# [What is required]
Transcribe the whole listing below without changing a word, but leave out every image.

▬▬▬

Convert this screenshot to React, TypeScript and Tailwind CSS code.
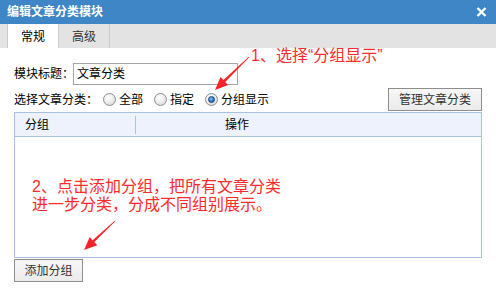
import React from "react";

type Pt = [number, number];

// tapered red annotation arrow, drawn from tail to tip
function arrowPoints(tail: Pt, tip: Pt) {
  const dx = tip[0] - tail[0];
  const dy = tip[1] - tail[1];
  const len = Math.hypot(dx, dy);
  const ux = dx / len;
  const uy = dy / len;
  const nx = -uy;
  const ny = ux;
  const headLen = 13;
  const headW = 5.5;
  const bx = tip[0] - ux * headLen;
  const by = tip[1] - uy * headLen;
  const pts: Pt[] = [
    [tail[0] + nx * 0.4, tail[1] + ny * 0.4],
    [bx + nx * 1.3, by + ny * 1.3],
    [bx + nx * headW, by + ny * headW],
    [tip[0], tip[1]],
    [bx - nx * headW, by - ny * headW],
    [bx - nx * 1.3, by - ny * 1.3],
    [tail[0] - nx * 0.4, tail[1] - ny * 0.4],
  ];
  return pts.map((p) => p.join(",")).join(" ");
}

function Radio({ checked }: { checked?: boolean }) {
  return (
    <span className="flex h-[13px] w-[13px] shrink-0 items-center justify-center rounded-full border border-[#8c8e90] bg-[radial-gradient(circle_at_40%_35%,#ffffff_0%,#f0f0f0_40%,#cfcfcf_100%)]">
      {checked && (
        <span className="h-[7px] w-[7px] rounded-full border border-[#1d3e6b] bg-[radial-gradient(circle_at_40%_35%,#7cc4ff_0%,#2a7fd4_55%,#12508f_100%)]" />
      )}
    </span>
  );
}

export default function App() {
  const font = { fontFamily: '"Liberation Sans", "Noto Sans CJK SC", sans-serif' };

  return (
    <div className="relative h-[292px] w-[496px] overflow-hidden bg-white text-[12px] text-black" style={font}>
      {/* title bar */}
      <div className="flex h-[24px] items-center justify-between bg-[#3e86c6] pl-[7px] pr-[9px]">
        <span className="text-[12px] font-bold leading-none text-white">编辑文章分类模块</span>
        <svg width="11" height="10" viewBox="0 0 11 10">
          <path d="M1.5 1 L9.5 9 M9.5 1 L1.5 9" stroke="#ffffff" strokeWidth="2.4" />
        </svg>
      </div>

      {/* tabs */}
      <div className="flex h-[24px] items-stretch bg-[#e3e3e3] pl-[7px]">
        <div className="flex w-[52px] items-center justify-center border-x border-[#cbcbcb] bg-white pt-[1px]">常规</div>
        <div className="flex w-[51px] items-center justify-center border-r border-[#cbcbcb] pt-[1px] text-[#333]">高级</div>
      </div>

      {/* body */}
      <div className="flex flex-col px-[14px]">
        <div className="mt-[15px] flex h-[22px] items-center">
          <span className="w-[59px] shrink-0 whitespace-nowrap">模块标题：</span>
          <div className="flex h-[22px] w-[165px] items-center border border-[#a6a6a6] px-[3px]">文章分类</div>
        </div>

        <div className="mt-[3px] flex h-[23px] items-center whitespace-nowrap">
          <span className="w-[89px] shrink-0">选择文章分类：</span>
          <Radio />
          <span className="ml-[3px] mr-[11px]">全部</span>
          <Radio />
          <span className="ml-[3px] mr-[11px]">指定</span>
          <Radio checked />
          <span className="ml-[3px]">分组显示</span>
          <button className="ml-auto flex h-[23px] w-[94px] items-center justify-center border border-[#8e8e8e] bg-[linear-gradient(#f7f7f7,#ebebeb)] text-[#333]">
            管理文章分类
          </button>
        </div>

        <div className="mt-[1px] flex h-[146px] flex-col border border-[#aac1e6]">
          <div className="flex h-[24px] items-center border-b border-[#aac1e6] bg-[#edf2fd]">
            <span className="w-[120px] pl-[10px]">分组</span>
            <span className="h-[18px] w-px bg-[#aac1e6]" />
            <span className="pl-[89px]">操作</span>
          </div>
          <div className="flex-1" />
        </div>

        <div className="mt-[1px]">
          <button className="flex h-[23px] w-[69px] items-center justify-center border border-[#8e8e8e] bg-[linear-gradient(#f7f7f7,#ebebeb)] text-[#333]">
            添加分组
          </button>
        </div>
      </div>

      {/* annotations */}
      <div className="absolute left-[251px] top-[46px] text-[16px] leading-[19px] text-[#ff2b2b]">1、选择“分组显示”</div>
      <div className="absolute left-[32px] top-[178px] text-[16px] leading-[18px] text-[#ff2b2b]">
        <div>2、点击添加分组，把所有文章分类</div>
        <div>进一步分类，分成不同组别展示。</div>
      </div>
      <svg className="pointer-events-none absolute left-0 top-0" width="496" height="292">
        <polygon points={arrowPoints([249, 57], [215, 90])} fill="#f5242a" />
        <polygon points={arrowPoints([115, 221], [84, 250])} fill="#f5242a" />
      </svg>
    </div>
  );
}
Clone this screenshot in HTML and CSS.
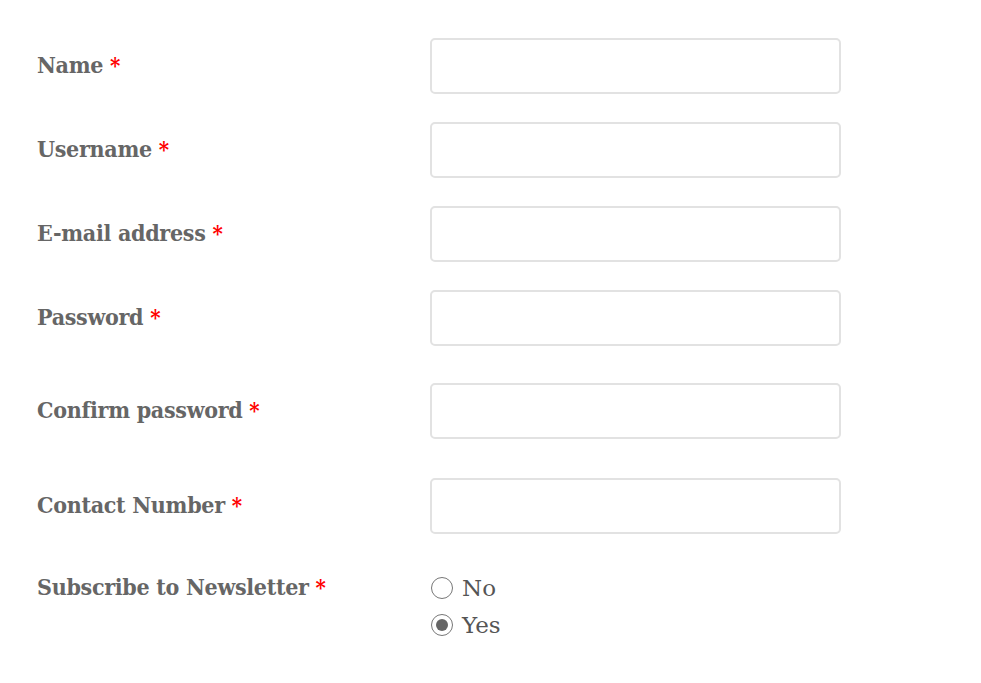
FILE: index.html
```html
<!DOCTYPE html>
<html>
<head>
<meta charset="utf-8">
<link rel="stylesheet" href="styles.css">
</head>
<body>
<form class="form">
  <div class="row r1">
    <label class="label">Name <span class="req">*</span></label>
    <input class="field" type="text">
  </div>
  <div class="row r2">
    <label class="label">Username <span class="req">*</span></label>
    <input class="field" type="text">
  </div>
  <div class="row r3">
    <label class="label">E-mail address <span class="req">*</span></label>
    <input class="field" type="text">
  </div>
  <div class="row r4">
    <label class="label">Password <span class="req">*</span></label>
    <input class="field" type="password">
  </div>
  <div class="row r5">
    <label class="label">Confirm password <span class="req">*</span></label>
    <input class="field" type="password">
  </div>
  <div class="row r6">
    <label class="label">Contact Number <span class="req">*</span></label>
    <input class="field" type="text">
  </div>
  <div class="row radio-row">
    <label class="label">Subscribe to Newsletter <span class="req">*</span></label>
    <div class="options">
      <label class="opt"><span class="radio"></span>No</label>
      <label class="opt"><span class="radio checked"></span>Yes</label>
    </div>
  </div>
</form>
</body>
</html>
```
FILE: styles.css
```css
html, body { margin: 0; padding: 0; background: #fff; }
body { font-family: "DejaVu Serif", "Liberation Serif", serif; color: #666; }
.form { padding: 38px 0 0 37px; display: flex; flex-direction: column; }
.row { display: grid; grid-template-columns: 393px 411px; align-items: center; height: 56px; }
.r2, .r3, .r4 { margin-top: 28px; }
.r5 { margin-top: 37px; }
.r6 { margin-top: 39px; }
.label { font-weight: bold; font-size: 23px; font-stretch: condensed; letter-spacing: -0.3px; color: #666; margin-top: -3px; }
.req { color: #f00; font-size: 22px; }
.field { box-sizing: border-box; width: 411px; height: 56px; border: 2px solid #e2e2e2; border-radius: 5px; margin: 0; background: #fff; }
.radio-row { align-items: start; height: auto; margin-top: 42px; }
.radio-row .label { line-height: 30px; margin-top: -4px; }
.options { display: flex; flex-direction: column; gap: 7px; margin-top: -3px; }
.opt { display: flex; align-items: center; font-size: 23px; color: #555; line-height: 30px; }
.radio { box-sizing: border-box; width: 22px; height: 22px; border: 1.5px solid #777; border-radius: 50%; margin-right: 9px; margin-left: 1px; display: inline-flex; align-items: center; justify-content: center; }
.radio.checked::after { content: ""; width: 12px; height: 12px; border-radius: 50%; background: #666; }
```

▬▬▬

# [Full output]
Convert this screenshot to React, TypeScript and Tailwind CSS code.
import React from "react";

type Pt = [number, number];

// tapered red annotation arrow, drawn from tail to tip
function arrowPoints(tail: Pt, tip: Pt) {
  const dx = tip[0] - tail[0];
  const dy = tip[1] - tail[1];
  const len = Math.hypot(dx, dy);
  const ux = dx / len;
  const uy = dy / len;
  const nx = -uy;
  const ny = ux;
  const headLen = 13;
  const headW = 5.5;
  const bx = tip[0] - ux * headLen;
  const by = tip[1] - uy * headLen;
  const pts: Pt[] = [
    [tail[0] + nx * 0.4, tail[1] + ny * 0.4],
    [bx + nx * 1.3, by + ny * 1.3],
    [bx + nx * headW, by + ny * headW],
    [tip[0], tip[1]],
    [bx - nx * headW, by - ny * headW],
    [bx - nx * 1.3, by - ny * 1.3],
    [tail[0] - nx * 0.4, tail[1] - ny * 0.4],
  ];
  return pts.map((p) => p.join(",")).join(" ");
}

function Radio({ checked }: { checked?: boolean }) {
  return (
    <span className="flex h-[13px] w-[13px] shrink-0 items-center justify-center rounded-full border border-[#8c8e90] bg-[radial-gradient(circle_at_40%_35%,#ffffff_0%,#f0f0f0_40%,#cfcfcf_100%)]">
      {checked && (
        <span className="h-[7px] w-[7px] rounded-full border border-[#1d3e6b] bg-[radial-gradient(circle_at_40%_35%,#7cc4ff_0%,#2a7fd4_55%,#12508f_100%)]" />
      )}
    </span>
  );
}

export default function App() {
  const font = { fontFamily: '"Liberation Sans", "Noto Sans CJK SC", sans-serif' };

  return (
    <div className="relative h-[292px] w-[496px] overflow-hidden bg-white text-[12px] text-black" style={font}>
      {/* title bar */}
      <div className="flex h-[24px] items-center justify-between bg-[#3e86c6] pl-[7px] pr-[9px]">
        <span className="text-[12px] font-bold leading-none text-white">编辑文章分类模块</span>
        <svg width="11" height="10" viewBox="0 0 11 10">
          <path d="M1.5 1 L9.5 9 M9.5 1 L1.5 9" stroke="#ffffff" strokeWidth="2.4" />
        </svg>
      </div>

      {/* tabs */}
      <div className="flex h-[24px] items-stretch bg-[#e3e3e3] pl-[7px]">
        <div className="flex w-[52px] items-center justify-center border-x border-[#cbcbcb] bg-white pt-[1px]">常规</div>
        <div className="flex w-[51px] items-center justify-center border-r border-[#cbcbcb] pt-[1px] text-[#333]">高级</div>
      </div>

      {/* body */}
      <div className="flex flex-col px-[14px]">
        <div className="mt-[15px] flex h-[22px] items-center">
          <span className="w-[59px] shrink-0 whitespace-nowrap">模块标题：</span>
          <div className="flex h-[22px] w-[165px] items-center border border-[#a6a6a6] px-[3px]">文章分类</div>
        </div>

        <div className="mt-[3px] flex h-[23px] items-center whitespace-nowrap">
          <span className="w-[89px] shrink-0">选择文章分类：</span>
          <Radio />
          <span className="ml-[3px] mr-[11px]">全部</span>
          <Radio />
          <span className="ml-[3px] mr-[11px]">指定</span>
          <Radio checked />
          <span className="ml-[3px]">分组显示</span>
          <button className="ml-auto flex h-[23px] w-[94px] items-center justify-center border border-[#8e8e8e] bg-[linear-gradient(#f7f7f7,#ebebeb)] text-[#333]">
            管理文章分类
          </button>
        </div>

        <div className="mt-[1px] flex h-[146px] flex-col border border-[#aac1e6]">
          <div className="flex h-[24px] items-center border-b border-[#aac1e6] bg-[#edf2fd]">
            <span className="w-[120px] pl-[10px]">分组</span>
            <span className="h-[18px] w-px bg-[#aac1e6]" />
            <span className="pl-[89px]">操作</span>
          </div>
          <div className="flex-1" />
        </div>

        <div className="mt-[1px]">
          <button className="flex h-[23px] w-[69px] items-center justify-center border border-[#8e8e8e] bg-[linear-gradient(#f7f7f7,#ebebeb)] text-[#333]">
            添加分组
          </button>
        </div>
      </div>

      {/* annotations */}
      <div className="absolute left-[251px] top-[46px] text-[16px] leading-[19px] text-[#ff2b2b]">1、选择“分组显示”</div>
      <div className="absolute left-[32px] top-[178px] text-[16px] leading-[18px] text-[#ff2b2b]">
        <div>2、点击添加分组，把所有文章分类</div>
        <div>进一步分类，分成不同组别展示。</div>
      </div>
      <svg className="pointer-events-none absolute left-0 top-0" width="496" height="292">
        <polygon points={arrowPoints([249, 57], [215, 90])} fill="#f5242a" />
        <polygon points={arrowPoints([115, 221], [84, 250])} fill="#f5242a" />
      </svg>
    </div>
  );
}
Clone this screenshot in HTML and CSS.
FILE: index.html
```html
<!DOCTYPE html>
<html>
<head>
<meta charset="utf-8">
<link rel="stylesheet" href="styles.css">
</head>
<body>
<form class="form">
  <div class="row r1">
    <label class="label">Name <span class="req">*</span></label>
    <input class="field" type="text">
  </div>
  <div class="row r2">
    <label class="label">Username <span class="req">*</span></label>
    <input class="field" type="text">
  </div>
  <div class="row r3">
    <label class="label">E-mail address <span class="req">*</span></label>
    <input class="field" type="text">
  </div>
  <div class="row r4">
    <label class="label">Password <span class="req">*</span></label>
    <input class="field" type="password">
  </div>
  <div class="row r5">
    <label class="label">Confirm password <span class="req">*</span></label>
    <input class="field" type="password">
  </div>
  <div class="row r6">
    <label class="label">Contact Number <span class="req">*</span></label>
    <input class="field" type="text">
  </div>
  <div class="row radio-row">
    <label class="label">Subscribe to Newsletter <span class="req">*</span></label>
    <div class="options">
      <label class="opt"><span class="radio"></span>No</label>
      <label class="opt"><span class="radio checked"></span>Yes</label>
    </div>
  </div>
</form>
</body>
</html>
```
FILE: styles.css
```css
html, body { margin: 0; padding: 0; background: #fff; }
body { font-family: "DejaVu Serif", "Liberation Serif", serif; color: #666; }
.form { padding: 38px 0 0 37px; display: flex; flex-direction: column; }
.row { display: grid; grid-template-columns: 393px 411px; align-items: center; height: 56px; }
.r2, .r3, .r4 { margin-top: 28px; }
.r5 { margin-top: 37px; }
.r6 { margin-top: 39px; }
.label { font-weight: bold; font-size: 23px; font-stretch: condensed; letter-spacing: -0.3px; color: #666; margin-top: -3px; }
.req { color: #f00; font-size: 22px; }
.field { box-sizing: border-box; width: 411px; height: 56px; border: 2px solid #e2e2e2; border-radius: 5px; margin: 0; background: #fff; }
.radio-row { align-items: start; height: auto; margin-top: 42px; }
.radio-row .label { line-height: 30px; margin-top: -4px; }
.options { display: flex; flex-direction: column; gap: 7px; margin-top: -3px; }
.opt { display: flex; align-items: center; font-size: 23px; color: #555; line-height: 30px; }
.radio { box-sizing: border-box; width: 22px; height: 22px; border: 1.5px solid #777; border-radius: 50%; margin-right: 9px; margin-left: 1px; display: inline-flex; align-items: center; justify-content: center; }
.radio.checked::after { content: ""; width: 12px; height: 12px; border-radius: 50%; background: #666; }
```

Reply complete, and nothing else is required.